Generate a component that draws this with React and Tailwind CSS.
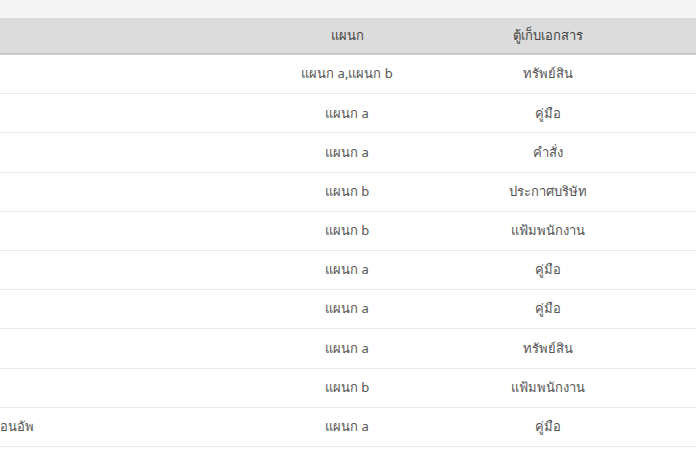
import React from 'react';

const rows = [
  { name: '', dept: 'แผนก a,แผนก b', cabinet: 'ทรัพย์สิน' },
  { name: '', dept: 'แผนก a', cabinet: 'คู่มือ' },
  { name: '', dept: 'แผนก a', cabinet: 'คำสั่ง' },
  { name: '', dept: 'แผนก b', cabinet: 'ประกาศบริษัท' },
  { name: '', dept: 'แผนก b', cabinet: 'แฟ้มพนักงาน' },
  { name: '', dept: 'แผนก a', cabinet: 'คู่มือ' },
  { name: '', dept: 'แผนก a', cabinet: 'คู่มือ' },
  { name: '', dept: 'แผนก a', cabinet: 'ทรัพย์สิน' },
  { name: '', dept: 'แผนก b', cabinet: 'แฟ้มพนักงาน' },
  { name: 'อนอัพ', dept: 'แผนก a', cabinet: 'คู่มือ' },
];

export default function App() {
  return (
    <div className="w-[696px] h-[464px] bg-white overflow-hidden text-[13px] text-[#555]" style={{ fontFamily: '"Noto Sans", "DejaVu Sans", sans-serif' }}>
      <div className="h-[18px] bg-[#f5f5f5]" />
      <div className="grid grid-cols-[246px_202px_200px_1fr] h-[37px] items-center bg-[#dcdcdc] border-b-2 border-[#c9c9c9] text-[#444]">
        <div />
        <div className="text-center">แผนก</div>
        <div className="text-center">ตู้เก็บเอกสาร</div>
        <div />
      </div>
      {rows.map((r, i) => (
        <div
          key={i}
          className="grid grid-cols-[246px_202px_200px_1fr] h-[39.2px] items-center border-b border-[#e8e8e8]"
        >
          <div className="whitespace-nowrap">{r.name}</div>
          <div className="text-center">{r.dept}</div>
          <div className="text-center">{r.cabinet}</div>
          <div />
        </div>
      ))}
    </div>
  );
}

+++

__Instructions for the task__. Restate exactly, please, only the lines between the start of the data and the line containing "import React from 'react';", both ends included, skipping the pictures.

__Reply__.
Generate a component that draws this with React and Tailwind CSS.
import React from 'react';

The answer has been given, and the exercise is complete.